I'm not talking about malicious glee at the ultra violent fake deaths of teenagers here (yet). I'm calling it a kind of sympathy. Being unhappy is a societal taboo, an abberent behaviour that must be quarantined and don't come back until it's cured. A large chunk of my angsty youth was spent in constant struggle to whip myself back into shape and be okay, but there came a time I can almost remember to the day when I finally said the hell with it, I don't have to be okay, and with that came a massive release of denial and the strain required to maintain it. I'm not allowed to say it felt "good" good, but it most certainly felt bizarro good.

I've become addicted to that feeling, which I call a cold scratchy because it's the polar opposite of a warm fuzzy. It's what I experience when a work of art perfectly nails a horror scene. It's the sympathy of seeing something tragic that I don't have to put a pretty face on, as doing so is a form of mockery. It's that left turn, going to the sleazy sideshow instead of church, dropping out instead of falling in, Oakland Raiders instead of Dallas Cowboys. There's a very real downside, or to throw in a gratuitous third Pumpkinhead reference, a powerful price, but it's the only thing that isn't bullshitting me. I feel better in front of the sickly warm glow of late night horror movies.

And lastly I want to talk about that most vilified and misunderstood aspect of horror movies, which is catharsis.

I'll start off by making it clear that I'm not a sadist of any sort. I'm not even a little bit delighted or turned on by the actual suffering of others and have no compulsion to inflict pain. If I were god I'd even make a play hell for Hitler where he could harmlessly invade fake hologram Poland.

But I also hate Hitler and would shoot him on sight before he could get the Germans all worked up again. I hate lots of other people too. I believe at its core hate exists for the same reason as pain: to help us survive. Nature just can't stand it if we tolerate anything in our environment that might be dangerous, so we're given a compulsion, an exultation even, to destroy it with a vengeance. Without hate we'd probably have been exterminated by some other more hateful apes back when we were Piltdown men. I'm not saying hate is a good thing; in the hands of idiots it can be the very worst thing and I hope we last long enough as a species to evolve past all need for it, but I think it's there for a reason and does not represent some sort of voluntary evil.

The big problem with hate is nature seems to work on the principle of maximum overkill.
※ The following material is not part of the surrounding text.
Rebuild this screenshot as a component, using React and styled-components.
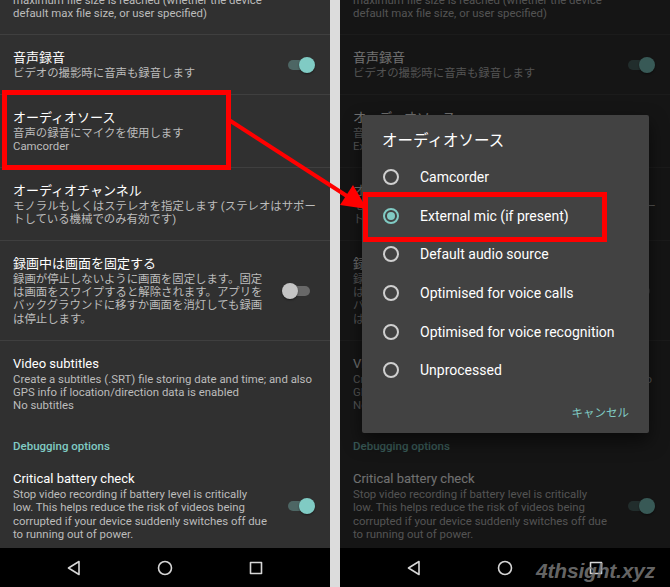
import React from "react";
import styled, { createGlobalStyle } from "styled-components";

const GlobalStyle = createGlobalStyle`
  html, body {
    margin: 0;
    padding: 0;
    background: #fff;
  }
  body {
    width: 670px;
    height: 587px;
    overflow: hidden;
    font-family: Roboto, "Noto Sans CJK JP", sans-serif;
  }
`;

const TEAL = "#80cbc4";

const sourceOptions = [
  "Camcorder",
  "External mic (if present)",
  "Default audio source",
  "Optimised for voice calls",
  "Optimised for voice recognition",
  "Unprocessed",
];

const buildSettings = (source) => [
  {
    title: "最大ファイルサイズで再開",
    lines: [
      "Whether to automatically restart recording if the",
      "maximum file size is reached (whether the device",
      "default max file size, or user specified)",
    ],
  },
  {
    title: "音声録音",
    lines: ["ビデオの撮影時に音声も録音します"],
    toggle: "on",
  },
  {
    title: "オーディオソース",
    lines: ["音声の録音にマイクを使用します", source],
  },
  {
    title: "オーディオチャンネル",
    lines: [
      "モノラルもしくはステレオを指定します (ステレオはサポー",
      "トしている機械でのみ有効です)",
    ],
  },
  {
    title: "録画中は画面を固定する",
    lines: [
      "録画が停止しないように画面を固定します。固定",
      "は画面をスワイプすると解除されます。アプリを",
      "バックグラウンドに移すか画面を消灯しても録画",
      "は停止します。",
    ],
    toggle: "off",
  },
  {
    title: "Video subtitles",
    lines: [
      "Create a subtitles (.SRT) file storing date and time; and also",
      "GPS info if location/direction data is enabled",
      "No subtitles",
    ],
    last: true,
  },
  { category: "Debugging options" },
  {
    title: "Critical battery check",
    lines: [
      "Stop video recording if battery level is critically",
      "low. This helps reduce the risk of videos being",
      "corrupted if your device suddenly switches off due",
      "to running out of power.",
    ],
    toggle: "on",
  },
];

const SettingsList = ({ source }) => (
  <List>
    {buildSettings(source).map((s, i) =>
      s.category ? (
        <Category key={i}>{s.category}</Category>
      ) : (
        <Item key={i} $divider={!s.last}>
          <ItemText>
            <Title>{s.title}</Title>
            {s.lines.map((l, j) => (
              <SummaryLine key={j}>{l}</SummaryLine>
            ))}
          </ItemText>
          {s.toggle && (
            <Switch>
              <Track $on={s.toggle === "on"} />
              <Thumb $on={s.toggle === "on"} />
            </Switch>
          )}
        </Item>
      )
    )}
  </List>
);

const NavBar = () => (
  <Nav>
    <NavIcon viewBox="0 0 20 20">
      <path d="M15 3.5 L4.5 10 L15 16.5 Z" />
    </NavIcon>
    <NavIcon viewBox="0 0 20 20">
      <circle cx="10" cy="10" r="6.5" />
    </NavIcon>
    <NavIcon viewBox="0 0 20 20">
      <rect x="4.5" y="4.5" width="11" height="11" />
    </NavIcon>
  </Nav>
);

const App = () => {
  return (
    <>
      <GlobalStyle />
      <Stage>
        <Phone>
          <Screen>
            <SettingsList source="Camcorder" />
          </Screen>
          <NavBar />
        </Phone>

        <Phone>
          <Screen>
            <SettingsList source="External mic (if present)" />
            <Scrim />
            <Dialog>
              <DialogTitle>オーディオソース</DialogTitle>
              {sourceOptions.map((o, i) => (
                <Option key={o}>
                  <Radio $checked={i === 1} />
                  {o}
                </Option>
              ))}
              <ButtonBar>
                <TextButton>キャンセル</TextButton>
              </ButtonBar>
            </Dialog>
          </Screen>
          <NavBar />
        </Phone>

        <SourceHighlight />
        <MicHighlight />
        <Arrow viewBox="0 0 670 587">
          <line x1="229" y1="120" x2="350" y2="198" />
          <polygon points="367,209 340,205 353,185" />
        </Arrow>
        <Watermark>4thsight.xyz</Watermark>
      </Stage>
    </>
  );
};

export default App;

const Stage = styled.div`
  position: relative;
  width: 670px;
  height: 587px;
  display: flex;
  gap: 10px;
  background: #dcdcdc;
  overflow: hidden;
`;

const Phone = styled.div`
  width: 330px;
  height: 587px;
  display: flex;
  flex-direction: column;
  background: #303030;
`;

const Screen = styled.div`
  position: relative;
  flex: 1;
  overflow: hidden;
`;

const List = styled.div`
  margin-top: -51px;
`;

const Item = styled.div`
  display: flex;
  align-items: center;
  padding: 14px 15px 14px 13px;
  border-bottom: 1px solid ${(p) => (p.$divider ? "#3f3f3f" : "transparent")};
`;

const ItemText = styled.div`
  flex: 1;
  min-width: 0;
`;

const Title = styled.div`
  font-size: 13px;
  line-height: 17.5px;
  color: #fff;
  white-space: nowrap;
`;

const SummaryLine = styled.div`
  font-size: 11.4px;
  line-height: 13.3px;
  color: #bcbcbc;
  white-space: nowrap;
`;

const Category = styled.div`
  padding: 13px 13px 3px;
  font-size: 11.5px;
  line-height: 13px;
  font-weight: 500;
  color: ${TEAL};
`;

const Switch = styled.span`
  position: relative;
  flex: none;
  width: 33px;
  height: 16px;
  margin-left: 10px;
`;

const Track = styled.span`
  position: absolute;
  left: 6px;
  top: 3px;
  width: 22px;
  height: 10px;
  border-radius: 5px;
  background: ${(p) => (p.$on ? "#4d6664" : "#686868")};
`;

const Thumb = styled.span`
  position: absolute;
  top: 0;
  left: ${(p) => (p.$on ? "17px" : "0")};
  width: 16px;
  height: 16px;
  border-radius: 50%;
  background: ${(p) => (p.$on ? TEAL : "#c4c4c4")};
  box-shadow: 0 1px 2px rgba(0, 0, 0, 0.45);
`;

const Nav = styled.div`
  flex: none;
  height: 39px;
  background: #000;
  display: flex;
  align-items: center;
  justify-content: center;
  gap: 71px;
`;

const NavIcon = styled.svg`
  width: 20px;
  height: 20px;
  fill: none;
  stroke: #d6d6d6;
  stroke-width: 1.6;
  stroke-linejoin: round;
`;

const Scrim = styled.div`
  position: absolute;
  inset: 0;
  background: rgba(0, 0, 0, 0.56);
`;

const Dialog = styled.div`
  position: absolute;
  top: 115px;
  left: 22px;
  width: 287px;
  background: #424242;
  border-radius: 2px;
  box-shadow: 0 8px 18px rgba(0, 0, 0, 0.55);
`;

const DialogTitle = styled.div`
  padding: 16px 20px 7px;
  font-size: 15.5px;
  line-height: 20px;
  color: #fff;
`;

const Option = styled.div`
  height: 38.6px;
  display: flex;
  align-items: center;
  gap: 21px;
  padding-left: 21px;
  font-size: 14px;
  color: #fff;
  white-space: nowrap;
`;

const Radio = styled.span`
  position: relative;
  flex: none;
  width: 16px;
  height: 16px;
  box-sizing: border-box;
  border-radius: 50%;
  border: 2px solid ${(p) => (p.$checked ? TEAL : "#cfcfcf")};

  &::after {
    content: "";
    display: ${(p) => (p.$checked ? "block" : "none")};
    position: absolute;
    left: 2px;
    top: 2px;
    width: 8px;
    height: 8px;
    border-radius: 50%;
    background: ${TEAL};
  }
`;

const ButtonBar = styled.div`
  display: flex;
  justify-content: flex-end;
  padding: 4px 12px 3.4px;
`;

const TextButton = styled.div`
  height: 36px;
  padding: 0 8px;
  display: flex;
  align-items: center;
  font-size: 11.5px;
  color: ${TEAL};
`;

const Highlight = styled.div`
  position: absolute;
  box-sizing: border-box;
  border: 5px solid #ff0000;
  pointer-events: none;
`;

const SourceHighlight = styled(Highlight)`
  left: 2px;
  top: 90px;
  width: 229px;
  height: 80px;
`;

const MicHighlight = styled(Highlight)`
  left: 363px;
  top: 192px;
  width: 244px;
  height: 50px;
`;

const Arrow = styled.svg`
  position: absolute;
  inset: 0;
  width: 670px;
  height: 587px;
  pointer-events: none;

  line {
    stroke: #ff0000;
    stroke-width: 4;
  }
  polygon {
    fill: #ff0000;
  }
`;

const Watermark = styled.div`
  position: absolute;
  left: 536px;
  top: 560px;
  font-family: "Liberation Sans", Arial, sans-serif;
  font-size: 21px;
  line-height: 21px;
  font-weight: 700;
  font-style: italic;
  color: rgba(128, 128, 128, 0.8);
  letter-spacing: -0.2px;
`;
It wants to make absolutely sure that we breed and run from tigers and throw stones at rival males, so we're wired up like a borg with a bajillion hormones and hurt nerves and hate activators. Just as pain is often gratuitous and unnecessary, so also can hate be directed at the harmless. Anything that seems different from us might be a threat, and nature figures better safe than sorry so we end up with rampant xenophobia, racism, sexism, hating some kid just for having a tail, all that tribal bullshit.

These behaviours must be overcome with higher primate intellect by those who possess such, but even then traces of that basal feeling can remain. It's what makes me feel pissed off when we hear that "who let the dogs out" song or see a little kid. Sorry I mean see a...mormon or something.

Again, I believe hate can always be traced back to feeling threat, and to be perfectly honest with y'all I probably feel rather more threatened by people than most. I'd go so far as to say it's been a bit of a problem. I deal with it and take personal pride in exactly not being some hateful rage guy. In fact I hate ragers and just wish I could kill them.

Movies provide a jail-free way to endulge those impulses without compromising one's status as a highbrow. I may genuinely detest advertising executives for instance, but only because they're scum and their product creates an unsightly hernia into my world. They don't actually harm me, so I'd feel like this place turned me into a common knee-jerk if I just up and shot one. Unless maybe he was messing around in my yard at 3am. I totally dare you. But none of that need stop me cackling like an old cockney lady when Mr Voorhees splits some punk teenager right down the crotch with a machete. Thought it'd be cool to walk around on his hands didn't he? Gonna impress the girls with that huh? YEAH NOW YOU'RE IN HALF!

Come on you loved that too. Don't even try to tell me you were all "oh no that poor kid I'm so sad, I hate that bad 'ol Jason". We dig it and that's catharsis. I think this notion that all our thoughts and feelings and policies have to line up in a nice neat row is bullshit. Through the magic of the amazing brain you can hate that kid and rewind that scene fifty times and at the same time not hate him at all nor wish him the slightest harm. I say behaviour is all that counts in the live action world. The fact that I love that scene doesn't mean I'm going to murder someone just for being a mildly annoying young male. And that policy also does not mean I need to feel guilt nor owe any apology for getting off on seeing an effigy of something that bugs me destroyed on screen.

Basically this is a long winded way of saying I like watching when people get killed in movies but it doesn't make me bad.

My opinion is thus stated. When a movie feeds these compulsions, when it's a dark and stormy night and the wailing ghost of a wet-haired girl who got thrown down a well scares some guy into a jibbering pack of ghouls and they gouge out his eye and show it to his other eye, and Peter Cushing's there, it's the best thing ever. Horror movies good.